Every line from the one holding "Recreate this image" through the one holding "const values = [2, 6, 4, 10, 8, 7, 12]" should be returned exactly, both included; the pictures should not.

==== Record extracts ====

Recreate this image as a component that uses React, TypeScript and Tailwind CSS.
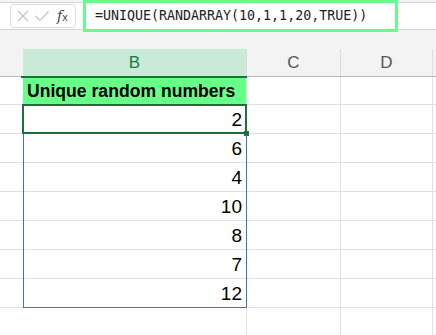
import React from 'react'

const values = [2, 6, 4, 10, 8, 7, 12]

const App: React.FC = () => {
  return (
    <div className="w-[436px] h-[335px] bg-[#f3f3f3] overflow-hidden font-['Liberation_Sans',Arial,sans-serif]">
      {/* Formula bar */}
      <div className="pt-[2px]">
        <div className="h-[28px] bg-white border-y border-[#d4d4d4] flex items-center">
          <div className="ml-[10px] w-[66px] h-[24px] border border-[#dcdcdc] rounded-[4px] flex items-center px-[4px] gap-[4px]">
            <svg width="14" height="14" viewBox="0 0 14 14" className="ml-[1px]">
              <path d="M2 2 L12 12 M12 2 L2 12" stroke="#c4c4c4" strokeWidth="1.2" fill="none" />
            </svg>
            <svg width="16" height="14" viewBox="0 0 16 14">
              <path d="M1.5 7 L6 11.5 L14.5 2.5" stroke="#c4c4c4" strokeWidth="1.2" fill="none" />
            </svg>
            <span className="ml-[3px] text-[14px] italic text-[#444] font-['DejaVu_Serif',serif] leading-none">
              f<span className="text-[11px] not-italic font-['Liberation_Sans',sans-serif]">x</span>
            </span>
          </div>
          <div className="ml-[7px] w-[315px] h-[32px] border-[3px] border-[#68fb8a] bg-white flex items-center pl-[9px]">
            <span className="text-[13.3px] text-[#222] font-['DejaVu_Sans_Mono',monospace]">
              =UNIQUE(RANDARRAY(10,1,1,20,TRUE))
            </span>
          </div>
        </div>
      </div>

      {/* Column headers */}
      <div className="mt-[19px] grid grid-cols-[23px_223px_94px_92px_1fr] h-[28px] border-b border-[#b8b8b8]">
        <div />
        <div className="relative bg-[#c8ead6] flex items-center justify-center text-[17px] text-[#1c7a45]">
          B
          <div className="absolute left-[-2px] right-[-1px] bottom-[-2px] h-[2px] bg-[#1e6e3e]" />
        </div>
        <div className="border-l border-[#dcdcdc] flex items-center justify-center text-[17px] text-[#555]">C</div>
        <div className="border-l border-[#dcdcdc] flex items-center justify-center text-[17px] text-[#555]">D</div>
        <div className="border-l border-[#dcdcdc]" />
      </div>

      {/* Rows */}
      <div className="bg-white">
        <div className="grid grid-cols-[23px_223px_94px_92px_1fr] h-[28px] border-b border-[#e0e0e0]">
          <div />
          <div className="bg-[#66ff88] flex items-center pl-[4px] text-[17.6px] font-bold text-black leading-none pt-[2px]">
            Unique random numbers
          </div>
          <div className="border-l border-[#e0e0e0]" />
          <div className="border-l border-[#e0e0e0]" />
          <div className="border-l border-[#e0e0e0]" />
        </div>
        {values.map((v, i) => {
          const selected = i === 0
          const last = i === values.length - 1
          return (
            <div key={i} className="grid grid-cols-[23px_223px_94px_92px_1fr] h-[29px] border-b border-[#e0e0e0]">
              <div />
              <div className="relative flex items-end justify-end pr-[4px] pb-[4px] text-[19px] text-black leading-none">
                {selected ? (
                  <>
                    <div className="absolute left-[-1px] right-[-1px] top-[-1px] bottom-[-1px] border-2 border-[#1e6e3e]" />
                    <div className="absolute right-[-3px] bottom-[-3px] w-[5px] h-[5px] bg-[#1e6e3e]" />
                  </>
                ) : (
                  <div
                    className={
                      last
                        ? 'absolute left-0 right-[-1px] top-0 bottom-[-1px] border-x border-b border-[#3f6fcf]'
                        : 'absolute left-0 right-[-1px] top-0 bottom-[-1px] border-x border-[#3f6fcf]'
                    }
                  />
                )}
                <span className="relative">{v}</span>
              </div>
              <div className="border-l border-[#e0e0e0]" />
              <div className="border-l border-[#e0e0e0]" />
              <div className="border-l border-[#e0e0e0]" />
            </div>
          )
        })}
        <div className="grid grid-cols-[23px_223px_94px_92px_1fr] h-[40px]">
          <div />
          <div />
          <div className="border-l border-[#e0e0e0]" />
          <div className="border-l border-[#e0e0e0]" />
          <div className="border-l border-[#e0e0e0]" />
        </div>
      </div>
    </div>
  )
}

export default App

====
==== Record extracts ====

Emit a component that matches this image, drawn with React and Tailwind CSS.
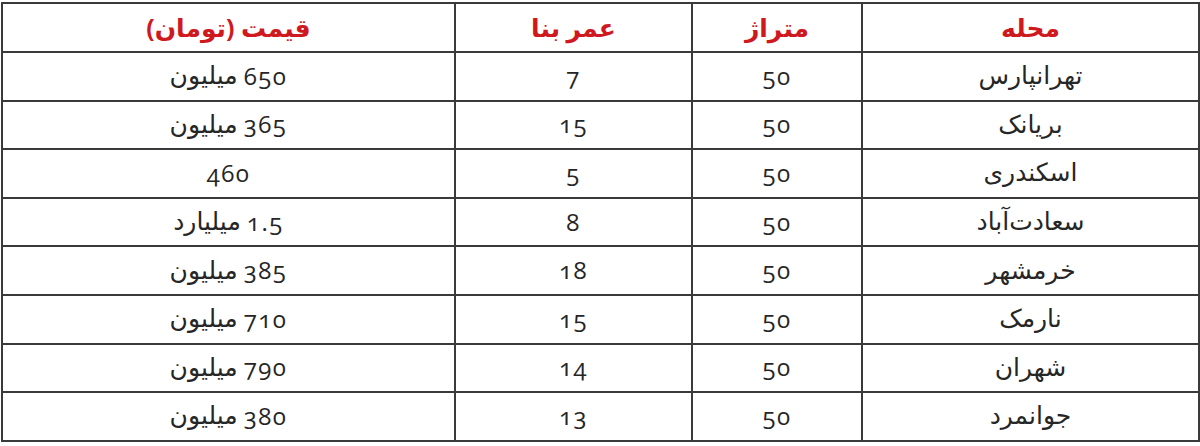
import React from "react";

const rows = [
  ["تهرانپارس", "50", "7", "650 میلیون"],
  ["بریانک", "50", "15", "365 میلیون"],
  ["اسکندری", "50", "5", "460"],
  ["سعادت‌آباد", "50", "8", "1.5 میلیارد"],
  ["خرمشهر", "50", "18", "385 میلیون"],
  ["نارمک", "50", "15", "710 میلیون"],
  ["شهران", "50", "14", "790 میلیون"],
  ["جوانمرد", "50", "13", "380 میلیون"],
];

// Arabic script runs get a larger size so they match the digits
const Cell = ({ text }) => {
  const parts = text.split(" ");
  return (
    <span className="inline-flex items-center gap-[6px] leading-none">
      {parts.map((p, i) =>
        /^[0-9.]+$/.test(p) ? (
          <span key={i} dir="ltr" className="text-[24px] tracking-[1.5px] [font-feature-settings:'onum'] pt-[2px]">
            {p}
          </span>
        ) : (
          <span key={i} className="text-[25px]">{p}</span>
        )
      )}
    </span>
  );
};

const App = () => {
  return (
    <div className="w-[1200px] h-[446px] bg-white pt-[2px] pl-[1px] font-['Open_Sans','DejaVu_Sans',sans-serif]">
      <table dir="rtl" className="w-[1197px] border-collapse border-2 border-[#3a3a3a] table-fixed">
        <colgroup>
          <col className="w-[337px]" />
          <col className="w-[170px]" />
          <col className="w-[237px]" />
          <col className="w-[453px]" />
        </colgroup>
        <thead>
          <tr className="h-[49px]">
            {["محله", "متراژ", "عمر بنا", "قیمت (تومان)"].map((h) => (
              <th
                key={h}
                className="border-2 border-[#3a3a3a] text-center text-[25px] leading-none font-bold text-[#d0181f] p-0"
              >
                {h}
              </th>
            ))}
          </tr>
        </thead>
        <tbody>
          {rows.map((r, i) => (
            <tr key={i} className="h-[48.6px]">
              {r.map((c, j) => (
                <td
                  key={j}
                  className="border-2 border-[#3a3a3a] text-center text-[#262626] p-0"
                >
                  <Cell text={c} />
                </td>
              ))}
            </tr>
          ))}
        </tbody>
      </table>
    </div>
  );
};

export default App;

====
==== Record extracts ====

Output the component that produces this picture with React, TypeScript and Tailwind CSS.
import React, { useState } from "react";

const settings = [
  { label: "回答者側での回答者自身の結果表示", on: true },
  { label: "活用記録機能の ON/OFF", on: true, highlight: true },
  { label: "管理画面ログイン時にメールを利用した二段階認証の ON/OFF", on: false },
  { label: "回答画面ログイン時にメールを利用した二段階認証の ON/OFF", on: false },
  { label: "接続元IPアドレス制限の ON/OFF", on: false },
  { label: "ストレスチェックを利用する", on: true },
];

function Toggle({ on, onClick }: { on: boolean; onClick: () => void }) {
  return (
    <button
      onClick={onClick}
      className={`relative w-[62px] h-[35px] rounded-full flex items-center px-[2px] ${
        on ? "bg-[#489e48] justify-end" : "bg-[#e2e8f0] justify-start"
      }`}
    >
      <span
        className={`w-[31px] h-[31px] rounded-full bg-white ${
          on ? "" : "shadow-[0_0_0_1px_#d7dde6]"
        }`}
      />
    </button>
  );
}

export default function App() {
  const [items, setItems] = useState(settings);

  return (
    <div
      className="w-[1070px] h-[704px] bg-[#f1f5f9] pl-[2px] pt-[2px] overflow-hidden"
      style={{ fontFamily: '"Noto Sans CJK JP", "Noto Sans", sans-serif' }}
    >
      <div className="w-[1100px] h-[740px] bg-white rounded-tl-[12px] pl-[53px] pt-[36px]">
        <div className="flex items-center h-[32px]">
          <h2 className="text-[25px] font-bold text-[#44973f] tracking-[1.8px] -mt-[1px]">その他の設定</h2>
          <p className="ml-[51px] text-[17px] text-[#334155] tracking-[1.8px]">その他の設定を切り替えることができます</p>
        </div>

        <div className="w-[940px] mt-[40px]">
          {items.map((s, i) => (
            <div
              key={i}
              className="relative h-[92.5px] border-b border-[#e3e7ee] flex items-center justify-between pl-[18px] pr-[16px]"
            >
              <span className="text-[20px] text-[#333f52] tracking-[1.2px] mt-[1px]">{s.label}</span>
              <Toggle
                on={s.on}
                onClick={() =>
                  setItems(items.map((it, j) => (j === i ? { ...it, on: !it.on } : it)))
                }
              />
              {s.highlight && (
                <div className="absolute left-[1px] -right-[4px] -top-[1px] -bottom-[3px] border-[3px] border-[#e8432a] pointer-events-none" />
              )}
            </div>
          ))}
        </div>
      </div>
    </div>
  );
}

====

Answer to the problem>
Recreate this image as a component that uses React, TypeScript and Tailwind CSS.
import React from 'react'

const values = [2, 6, 4, 10, 8, 7, 12]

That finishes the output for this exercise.